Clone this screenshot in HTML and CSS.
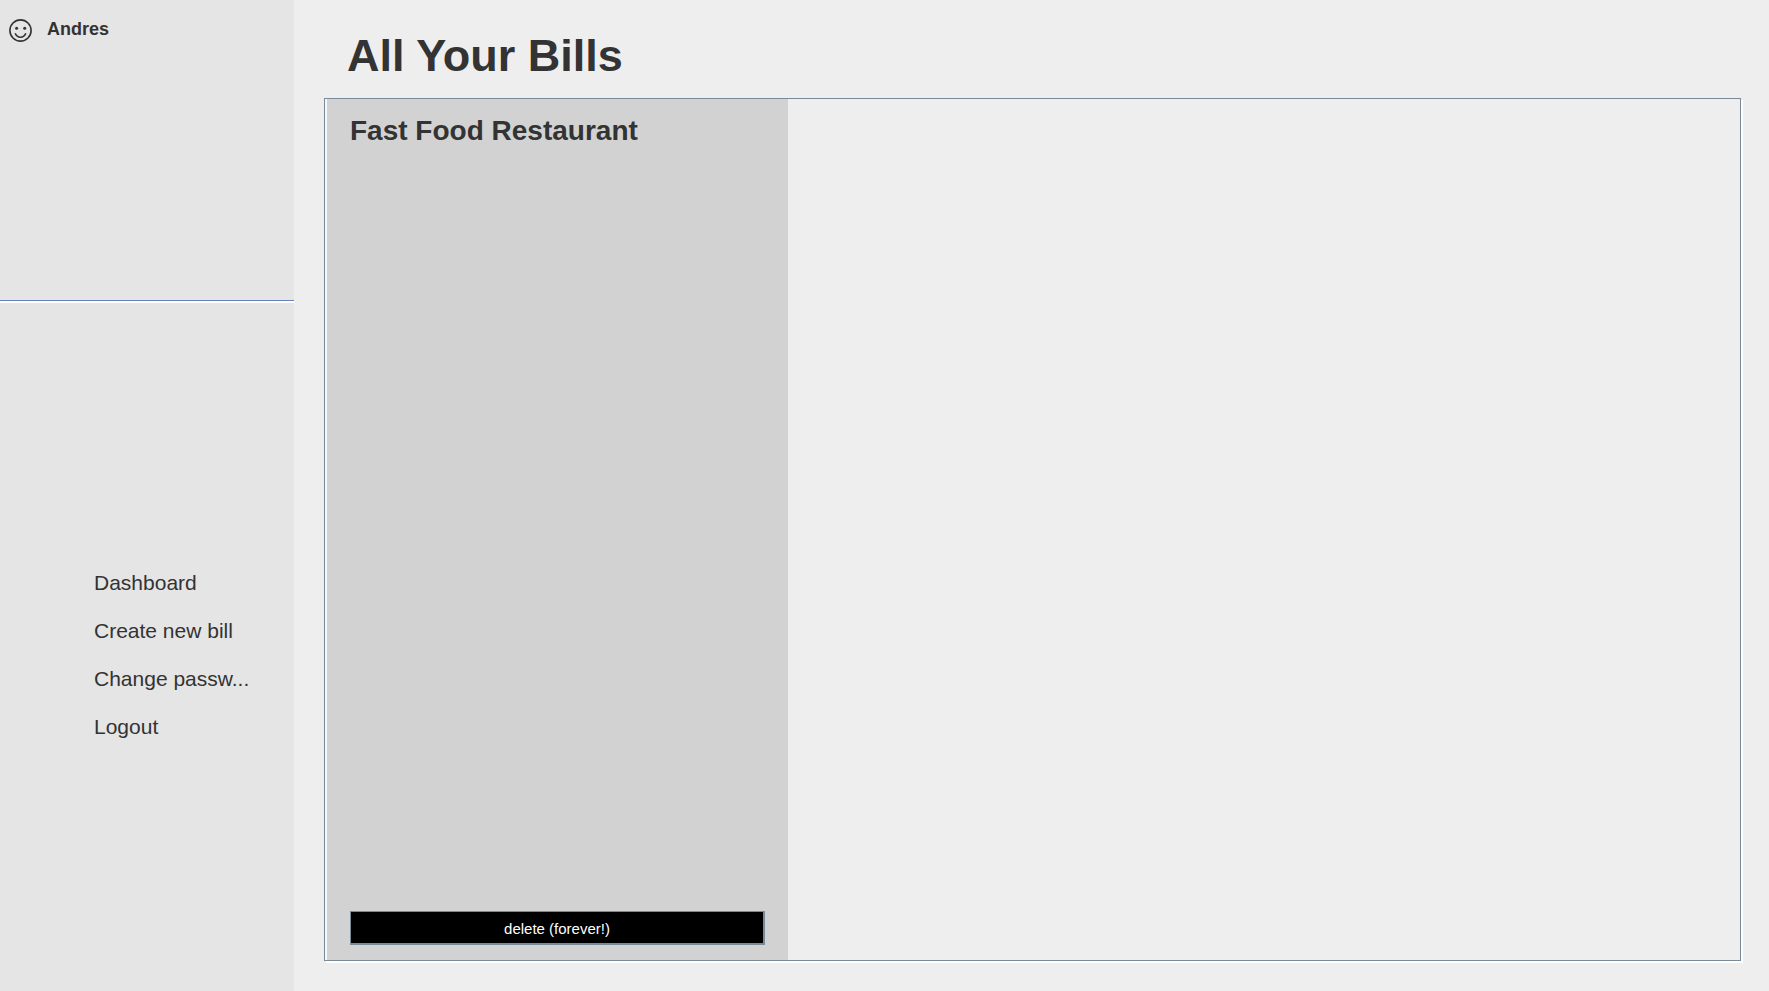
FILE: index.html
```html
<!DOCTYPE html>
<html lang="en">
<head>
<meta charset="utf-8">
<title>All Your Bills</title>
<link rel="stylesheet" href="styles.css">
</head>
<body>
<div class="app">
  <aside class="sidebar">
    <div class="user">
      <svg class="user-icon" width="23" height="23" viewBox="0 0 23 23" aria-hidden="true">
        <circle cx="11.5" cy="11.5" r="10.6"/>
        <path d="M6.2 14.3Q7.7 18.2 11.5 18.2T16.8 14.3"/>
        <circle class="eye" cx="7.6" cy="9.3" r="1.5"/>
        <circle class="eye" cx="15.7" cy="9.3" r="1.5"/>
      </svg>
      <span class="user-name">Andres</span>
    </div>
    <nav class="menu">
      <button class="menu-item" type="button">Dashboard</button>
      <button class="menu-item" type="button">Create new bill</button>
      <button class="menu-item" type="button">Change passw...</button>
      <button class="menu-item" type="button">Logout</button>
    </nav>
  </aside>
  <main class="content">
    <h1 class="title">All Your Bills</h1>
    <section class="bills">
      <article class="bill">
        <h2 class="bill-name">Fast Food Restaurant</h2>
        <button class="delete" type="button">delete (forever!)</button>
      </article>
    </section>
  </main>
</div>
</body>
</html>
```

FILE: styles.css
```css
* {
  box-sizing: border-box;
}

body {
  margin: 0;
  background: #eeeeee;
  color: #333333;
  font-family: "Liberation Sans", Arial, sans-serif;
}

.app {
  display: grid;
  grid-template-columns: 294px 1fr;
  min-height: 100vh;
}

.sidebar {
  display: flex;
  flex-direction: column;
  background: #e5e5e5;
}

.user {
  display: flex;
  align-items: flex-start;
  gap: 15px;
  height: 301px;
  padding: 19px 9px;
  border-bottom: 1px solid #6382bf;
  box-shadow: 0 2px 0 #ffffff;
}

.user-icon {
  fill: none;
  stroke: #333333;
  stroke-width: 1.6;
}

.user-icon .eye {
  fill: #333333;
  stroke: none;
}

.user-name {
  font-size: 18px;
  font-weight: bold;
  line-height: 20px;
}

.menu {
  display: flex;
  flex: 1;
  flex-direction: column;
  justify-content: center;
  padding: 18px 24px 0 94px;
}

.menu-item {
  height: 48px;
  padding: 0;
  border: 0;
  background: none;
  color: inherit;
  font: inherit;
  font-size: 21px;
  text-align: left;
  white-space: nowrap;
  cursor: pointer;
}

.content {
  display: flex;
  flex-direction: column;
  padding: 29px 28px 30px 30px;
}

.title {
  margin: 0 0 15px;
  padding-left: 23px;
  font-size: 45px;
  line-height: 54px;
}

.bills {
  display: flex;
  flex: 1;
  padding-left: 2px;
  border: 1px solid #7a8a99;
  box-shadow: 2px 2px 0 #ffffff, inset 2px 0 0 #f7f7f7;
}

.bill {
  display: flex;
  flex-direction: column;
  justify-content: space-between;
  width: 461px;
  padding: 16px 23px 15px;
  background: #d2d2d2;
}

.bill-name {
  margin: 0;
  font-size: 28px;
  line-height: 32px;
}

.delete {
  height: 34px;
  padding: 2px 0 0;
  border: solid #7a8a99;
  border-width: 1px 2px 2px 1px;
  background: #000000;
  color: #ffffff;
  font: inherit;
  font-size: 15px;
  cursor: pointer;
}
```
--------------------------------------------------
▶ [PROBLEM DESCRIPTION] Quote the material word for word, dropping any images it holds.

▶ [ANSWER TO THIS TASK]
Clone this screenshot in HTML and CSS.
FILE: index.html
```html
<!DOCTYPE html>
<html lang="en">
<head>
<meta charset="utf-8">
<title>All Your Bills</title>
<link rel="stylesheet" href="styles.css">
</head>
<body>
<div class="app">
  <aside class="sidebar">
    <div class="user">
      <svg class="user-icon" width="23" height="23" viewBox="0 0 23 23" aria-hidden="true">
        <circle cx="11.5" cy="11.5" r="10.6"/>
        <path d="M6.2 14.3Q7.7 18.2 11.5 18.2T16.8 14.3"/>
        <circle class="eye" cx="7.6" cy="9.3" r="1.5"/>
        <circle class="eye" cx="15.7" cy="9.3" r="1.5"/>
      </svg>
      <span class="user-name">Andres</span>
    </div>
    <nav class="menu">
      <button class="menu-item" type="button">Dashboard</button>
      <button class="menu-item" type="button">Create new bill</button>
      <button class="menu-item" type="button">Change passw...</button>
      <button class="menu-item" type="button">Logout</button>
    </nav>
  </aside>
  <main class="content">
    <h1 class="title">All Your Bills</h1>
    <section class="bills">
      <article class="bill">
        <h2 class="bill-name">Fast Food Restaurant</h2>
        <button class="delete" type="button">delete (forever!)</button>
      </article>
    </section>
  </main>
</div>
</body>
</html>
```

FILE: styles.css
```css
* {
  box-sizing: border-box;
}

body {
  margin: 0;
  background: #eeeeee;
  color: #333333;
  font-family: "Liberation Sans", Arial, sans-serif;
}

.app {
  display: grid;
  grid-template-columns: 294px 1fr;
  min-height: 100vh;
}

.sidebar {
  display: flex;
  flex-direction: column;
  background: #e5e5e5;
}

.user {
  display: flex;
  align-items: flex-start;
  gap: 15px;
  height: 301px;
  padding: 19px 9px;
  border-bottom: 1px solid #6382bf;
  box-shadow: 0 2px 0 #ffffff;
}

.user-icon {
  fill: none;
  stroke: #333333;
  stroke-width: 1.6;
}

.user-icon .eye {
  fill: #333333;
  stroke: none;
}

.user-name {
  font-size: 18px;
  font-weight: bold;
  line-height: 20px;
}

.menu {
  display: flex;
  flex: 1;
  flex-direction: column;
  justify-content: center;
  padding: 18px 24px 0 94px;
}

.menu-item {
  height: 48px;
  padding: 0;
  border: 0;
  background: none;
  color: inherit;
  font: inherit;
  font-size: 21px;
  text-align: left;
  white-space: nowrap;
  cursor: pointer;
}

.content {
  display: flex;
  flex-direction: column;
  padding: 29px 28px 30px 30px;
}

.title {
  margin: 0 0 15px;
  padding-left: 23px;
  font-size: 45px;
  line-height: 54px;
}

.bills {
  display: flex;
  flex: 1;
  padding-left: 2px;
  border: 1px solid #7a8a99;
  box-shadow: 2px 2px 0 #ffffff, inset 2px 0 0 #f7f7f7;
}

.bill {
  display: flex;
  flex-direction: column;
  justify-content: space-between;
  width: 461px;
  padding: 16px 23px 15px;
  background: #d2d2d2;
}

.bill-name {
  margin: 0;
  font-size: 28px;
  line-height: 32px;
}

.delete {
  height: 34px;
  padding: 2px 0 0;
  border: solid #7a8a99;
  border-width: 1px 2px 2px 1px;
  background: #000000;
  color: #ffffff;
  font: inherit;
  font-size: 15px;
  cursor: pointer;
}
```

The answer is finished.